» Excerpted data:

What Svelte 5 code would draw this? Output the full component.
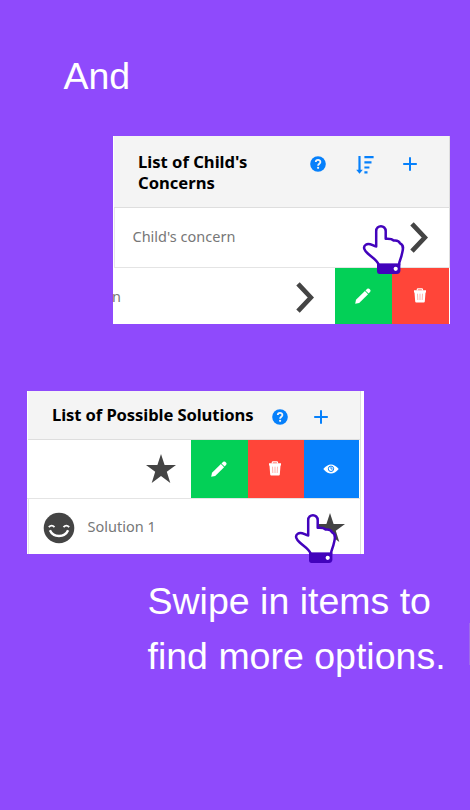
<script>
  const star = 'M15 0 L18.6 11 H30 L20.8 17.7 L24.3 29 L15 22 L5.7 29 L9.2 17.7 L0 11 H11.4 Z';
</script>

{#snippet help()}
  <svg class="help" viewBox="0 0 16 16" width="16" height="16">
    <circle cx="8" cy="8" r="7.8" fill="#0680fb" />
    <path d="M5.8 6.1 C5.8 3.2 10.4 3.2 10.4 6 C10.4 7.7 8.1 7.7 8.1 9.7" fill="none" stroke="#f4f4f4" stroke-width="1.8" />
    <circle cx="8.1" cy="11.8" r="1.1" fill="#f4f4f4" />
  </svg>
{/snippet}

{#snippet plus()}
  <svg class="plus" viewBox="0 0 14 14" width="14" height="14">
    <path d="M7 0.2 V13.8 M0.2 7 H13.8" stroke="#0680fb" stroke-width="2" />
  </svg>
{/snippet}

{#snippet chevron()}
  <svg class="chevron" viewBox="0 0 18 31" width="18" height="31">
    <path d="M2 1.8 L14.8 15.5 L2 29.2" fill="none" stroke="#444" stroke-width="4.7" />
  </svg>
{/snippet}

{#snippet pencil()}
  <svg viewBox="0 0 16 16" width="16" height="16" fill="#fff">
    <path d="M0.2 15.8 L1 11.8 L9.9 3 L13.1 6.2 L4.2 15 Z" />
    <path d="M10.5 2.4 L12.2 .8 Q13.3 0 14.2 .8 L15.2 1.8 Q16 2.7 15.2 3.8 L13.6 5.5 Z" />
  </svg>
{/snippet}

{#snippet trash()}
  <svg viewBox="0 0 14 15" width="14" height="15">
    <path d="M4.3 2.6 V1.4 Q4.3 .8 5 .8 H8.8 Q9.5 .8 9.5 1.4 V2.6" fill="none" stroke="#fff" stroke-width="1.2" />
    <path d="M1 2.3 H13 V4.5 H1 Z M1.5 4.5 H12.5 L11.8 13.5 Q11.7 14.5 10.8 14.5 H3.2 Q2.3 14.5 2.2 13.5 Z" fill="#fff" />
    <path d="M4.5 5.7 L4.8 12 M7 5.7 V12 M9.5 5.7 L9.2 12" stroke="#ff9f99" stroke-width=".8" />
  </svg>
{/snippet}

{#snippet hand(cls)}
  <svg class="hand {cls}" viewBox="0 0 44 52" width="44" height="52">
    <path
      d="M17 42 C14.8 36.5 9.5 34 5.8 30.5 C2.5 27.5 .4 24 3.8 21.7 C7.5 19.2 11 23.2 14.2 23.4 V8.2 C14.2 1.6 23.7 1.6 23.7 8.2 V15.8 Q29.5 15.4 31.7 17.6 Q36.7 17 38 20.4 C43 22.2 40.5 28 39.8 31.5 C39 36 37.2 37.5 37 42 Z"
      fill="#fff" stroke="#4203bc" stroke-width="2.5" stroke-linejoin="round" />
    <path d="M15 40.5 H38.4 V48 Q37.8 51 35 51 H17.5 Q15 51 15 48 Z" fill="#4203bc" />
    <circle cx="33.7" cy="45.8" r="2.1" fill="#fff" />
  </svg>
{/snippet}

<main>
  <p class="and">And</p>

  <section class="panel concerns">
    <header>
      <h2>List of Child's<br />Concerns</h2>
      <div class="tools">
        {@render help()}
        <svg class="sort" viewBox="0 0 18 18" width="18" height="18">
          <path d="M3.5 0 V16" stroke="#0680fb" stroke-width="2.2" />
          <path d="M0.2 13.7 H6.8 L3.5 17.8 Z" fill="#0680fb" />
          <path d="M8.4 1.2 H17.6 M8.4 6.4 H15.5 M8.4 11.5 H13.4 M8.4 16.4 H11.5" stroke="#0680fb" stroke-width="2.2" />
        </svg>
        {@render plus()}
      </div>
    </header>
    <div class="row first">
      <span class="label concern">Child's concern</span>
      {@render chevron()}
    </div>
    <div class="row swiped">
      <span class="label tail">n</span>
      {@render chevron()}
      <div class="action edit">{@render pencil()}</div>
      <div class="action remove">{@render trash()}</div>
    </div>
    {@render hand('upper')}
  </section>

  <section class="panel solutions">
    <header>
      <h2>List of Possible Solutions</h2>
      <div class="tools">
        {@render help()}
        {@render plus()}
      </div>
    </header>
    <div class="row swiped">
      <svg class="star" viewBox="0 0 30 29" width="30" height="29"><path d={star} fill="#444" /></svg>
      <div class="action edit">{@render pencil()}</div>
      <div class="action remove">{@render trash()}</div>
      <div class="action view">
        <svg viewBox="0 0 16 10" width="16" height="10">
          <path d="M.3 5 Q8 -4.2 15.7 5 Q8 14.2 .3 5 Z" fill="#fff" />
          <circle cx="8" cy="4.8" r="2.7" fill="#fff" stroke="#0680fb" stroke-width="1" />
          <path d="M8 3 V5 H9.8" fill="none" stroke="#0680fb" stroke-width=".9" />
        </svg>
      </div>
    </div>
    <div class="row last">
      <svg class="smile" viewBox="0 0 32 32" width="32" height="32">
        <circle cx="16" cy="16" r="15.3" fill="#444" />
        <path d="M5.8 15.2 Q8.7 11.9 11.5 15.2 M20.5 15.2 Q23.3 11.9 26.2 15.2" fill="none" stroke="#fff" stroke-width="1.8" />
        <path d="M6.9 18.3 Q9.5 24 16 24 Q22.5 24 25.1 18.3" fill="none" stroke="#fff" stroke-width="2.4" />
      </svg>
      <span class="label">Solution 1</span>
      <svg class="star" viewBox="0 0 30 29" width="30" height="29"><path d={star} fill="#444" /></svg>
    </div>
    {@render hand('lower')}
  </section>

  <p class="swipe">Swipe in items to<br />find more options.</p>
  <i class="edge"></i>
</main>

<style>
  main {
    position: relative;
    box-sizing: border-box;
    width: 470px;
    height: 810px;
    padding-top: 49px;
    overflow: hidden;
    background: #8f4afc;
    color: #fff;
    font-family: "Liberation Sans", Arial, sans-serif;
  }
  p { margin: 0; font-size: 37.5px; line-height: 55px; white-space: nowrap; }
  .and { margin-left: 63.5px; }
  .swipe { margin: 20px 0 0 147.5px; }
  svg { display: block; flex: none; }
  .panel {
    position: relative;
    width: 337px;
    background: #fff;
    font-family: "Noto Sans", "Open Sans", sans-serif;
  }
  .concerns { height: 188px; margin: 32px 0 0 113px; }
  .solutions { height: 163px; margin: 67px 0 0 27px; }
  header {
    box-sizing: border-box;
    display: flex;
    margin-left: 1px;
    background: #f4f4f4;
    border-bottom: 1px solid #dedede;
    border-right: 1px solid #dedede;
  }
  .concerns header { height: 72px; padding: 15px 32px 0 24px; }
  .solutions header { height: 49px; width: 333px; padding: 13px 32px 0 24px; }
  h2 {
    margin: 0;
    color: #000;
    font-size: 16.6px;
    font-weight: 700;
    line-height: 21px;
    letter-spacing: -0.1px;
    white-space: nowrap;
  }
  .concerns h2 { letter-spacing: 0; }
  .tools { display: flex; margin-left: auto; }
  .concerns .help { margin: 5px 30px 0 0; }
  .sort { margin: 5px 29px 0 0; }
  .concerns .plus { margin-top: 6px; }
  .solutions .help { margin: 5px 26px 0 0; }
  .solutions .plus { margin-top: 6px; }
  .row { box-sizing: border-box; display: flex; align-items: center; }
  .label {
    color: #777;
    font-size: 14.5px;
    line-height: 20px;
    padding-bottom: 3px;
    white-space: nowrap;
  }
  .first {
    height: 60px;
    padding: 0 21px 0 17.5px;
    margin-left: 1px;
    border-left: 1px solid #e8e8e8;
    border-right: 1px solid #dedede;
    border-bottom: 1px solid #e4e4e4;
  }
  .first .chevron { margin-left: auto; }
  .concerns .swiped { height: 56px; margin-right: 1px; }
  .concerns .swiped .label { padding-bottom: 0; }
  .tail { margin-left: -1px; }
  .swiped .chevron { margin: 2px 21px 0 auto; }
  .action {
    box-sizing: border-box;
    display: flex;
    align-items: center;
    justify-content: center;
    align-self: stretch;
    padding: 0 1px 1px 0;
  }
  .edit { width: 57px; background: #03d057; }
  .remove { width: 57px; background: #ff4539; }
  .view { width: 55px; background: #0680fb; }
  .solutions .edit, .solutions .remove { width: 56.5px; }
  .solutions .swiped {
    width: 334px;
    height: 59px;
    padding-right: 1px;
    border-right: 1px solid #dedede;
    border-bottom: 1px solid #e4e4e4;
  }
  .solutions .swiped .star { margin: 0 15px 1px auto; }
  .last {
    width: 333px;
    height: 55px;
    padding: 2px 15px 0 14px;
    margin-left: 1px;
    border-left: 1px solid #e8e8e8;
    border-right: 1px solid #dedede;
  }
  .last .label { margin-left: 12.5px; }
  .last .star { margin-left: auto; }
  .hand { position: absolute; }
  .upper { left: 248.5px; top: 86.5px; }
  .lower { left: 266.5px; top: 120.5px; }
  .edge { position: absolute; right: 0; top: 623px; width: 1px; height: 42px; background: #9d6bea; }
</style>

---

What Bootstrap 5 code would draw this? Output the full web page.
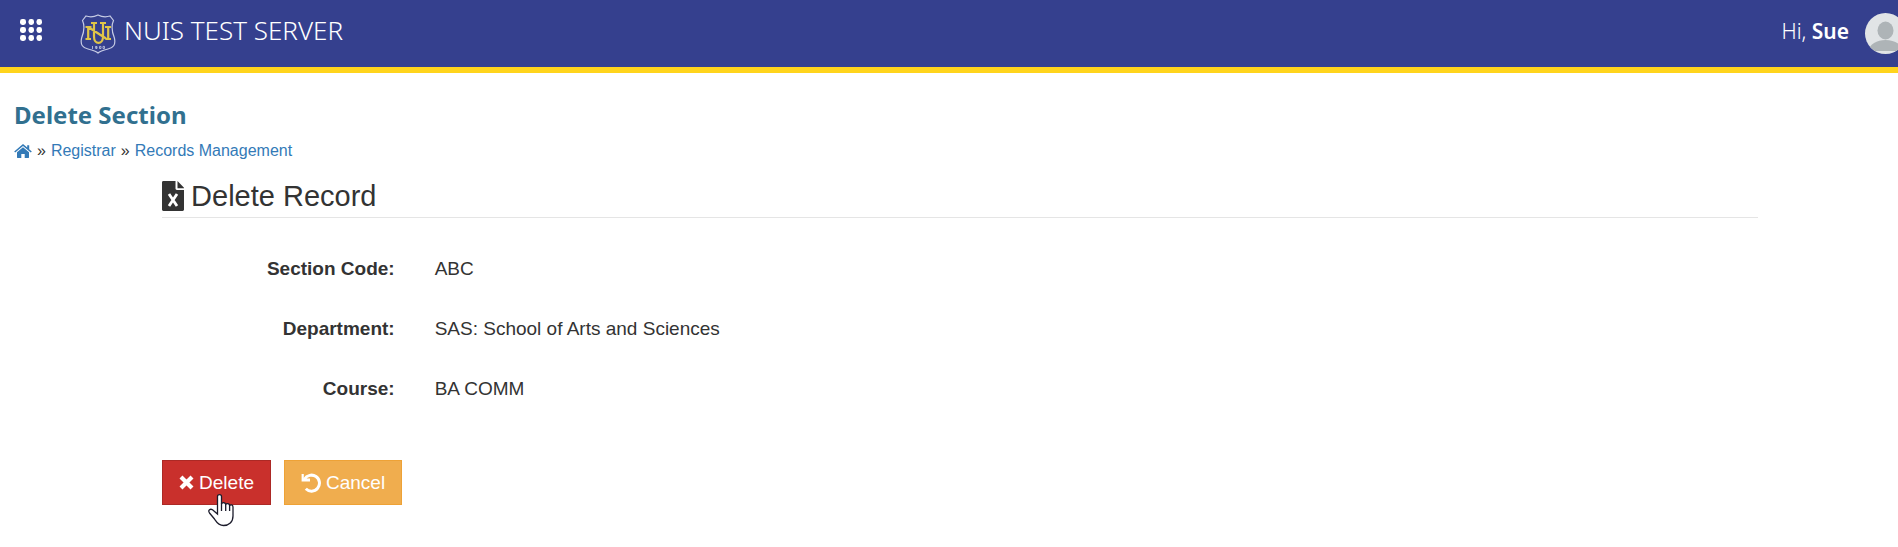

» What the task requires: Your task is to gather every line with the word "Output" and copy it.

» Written response:
What Svelte 5 code would draw this? Output the full component.
What Bootstrap 5 code would draw this? Output the full web page.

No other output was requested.